Miscellaneous Notes



Db2 for z/OS LPL and WEPR Overview

Db2 for z/OS tracks write I/O activity to Db2 page sets (aka VSAM Linear Data sets (LDS’s) backing Db2 objects) as changes occur to the data in the page sets (e.g. INSERT, UPDATE, DELETE activity, etc.). This tracking is separate from Db2 Log activity which is employed by Db2 for the ongoing maintenance of data integrity. Db2 is designed to identify when a write I/O problem occurs on a Db2 page set, and takes appropriate action when such a scenario is identified.

Db2 for z/OS employs two internal lists for tracking underlying Db2 page sets with logical or physical problems/errors. These two lists are called the Logical Page List (LPL) and the Write Error Page Range (WEPR). While the two lists have a great deal in common, they are used internally for Db2 under slightly different circumstances

This paper discusses at a moderately technical level how Db2 employs the LPL and the WEPR to aid in maintaining data integrity for the data managed by Db2 for z/OS. The paper discusses the differences between the LPL and the WEPR, and the process by which Db2 might employ each list.

For the remainder of this discussion, the term Db2 will mean Db2 for z/OS (as opposed to Db2 LUW, etc.). This discussion is exclusively for Db2 for z/OS, where the term Db2 is concerned and used. References to z/OS are exclusively for those services and programs executing in a z/OS operating system.

DISCLAIMER: The following discussion is a personal interpretation of the IBM provided documentation on these topics. Because interpretations of technical documentation may vary from person to person, and are therefore subject to scrutiny, the user should always rely on IBM documentation for the definitive and authoritative explanation of each topic.
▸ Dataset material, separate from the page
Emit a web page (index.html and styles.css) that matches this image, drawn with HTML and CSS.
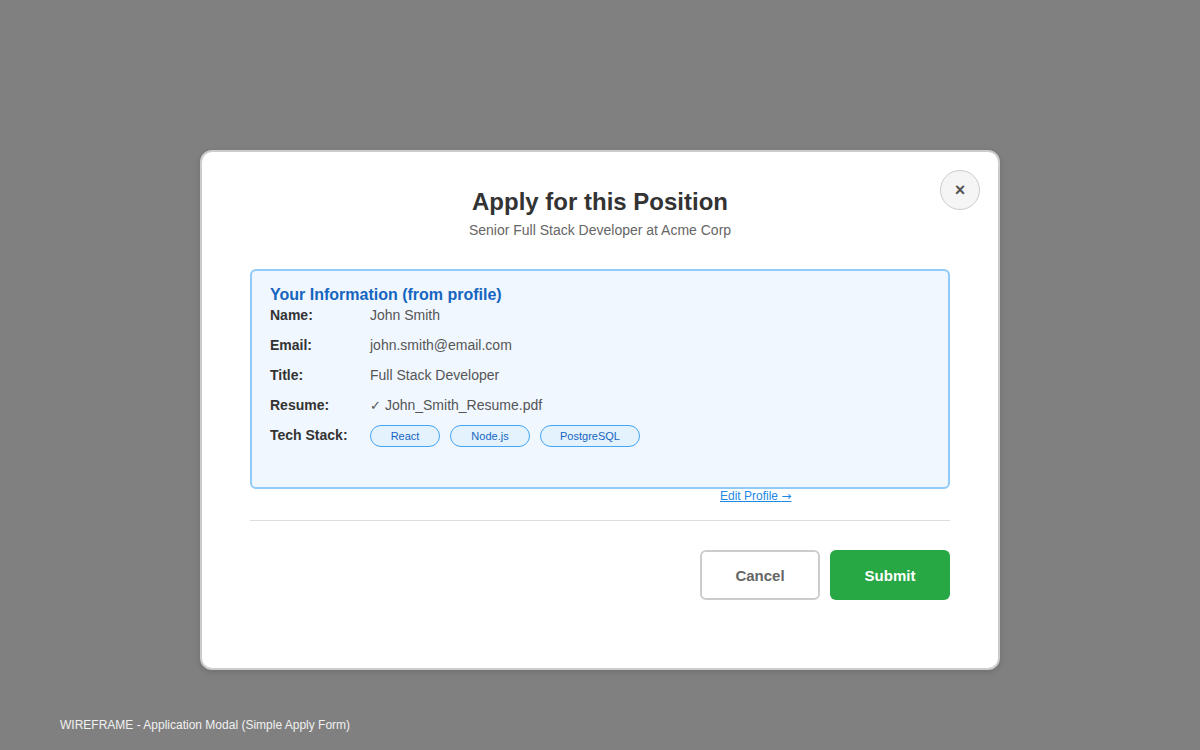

This paper is as of Db2 12 for z/OS and z/OS 2.2, and was written on Feb. 9, 2018 by:

Kurt Bohnert

Manager, Db2 Systems Programming

Rocket Software, Inc.

When Db2 for z/OS writes changes to data as the result of some action (e.g. INSERT, UPDATE, DELETE, etc.), the change is not (usually, under normal circumstances) immediately written to the underlying Db2 page set. The change is written to a buffer in memory (above the 2G bar in the Db2 DBM1 address space), in the Buffer Pool (BP) assigned for that object. The change is solidified in the log when the application performing the change issues a COMMIT. It is not necessarily immediately written (externalized) to the page set however, even after COMMIT. The change is asynchronously externalized (written) to the page set via an internal Db2 feature known as the Deferred Write process. When a change is made to Db2 data, the page stored in the Db2 BP in memory is changed and the page containing that change is placed on the Db2 Deferred Write Queue. At some later point in time, an event will drive what is termed Buffer Pool Externalization. The changed pages on the Deferred Write Queue are then asynchronously written (via an enclave SRB) to the appropriate page sets. There are a variety of events which can drive Buffer Pool Externalization, including but not limited to the following:

1. Db2 Checkpoint (CHKPT)

2. The BP DWTH (Deferred Write Threshold … by BP)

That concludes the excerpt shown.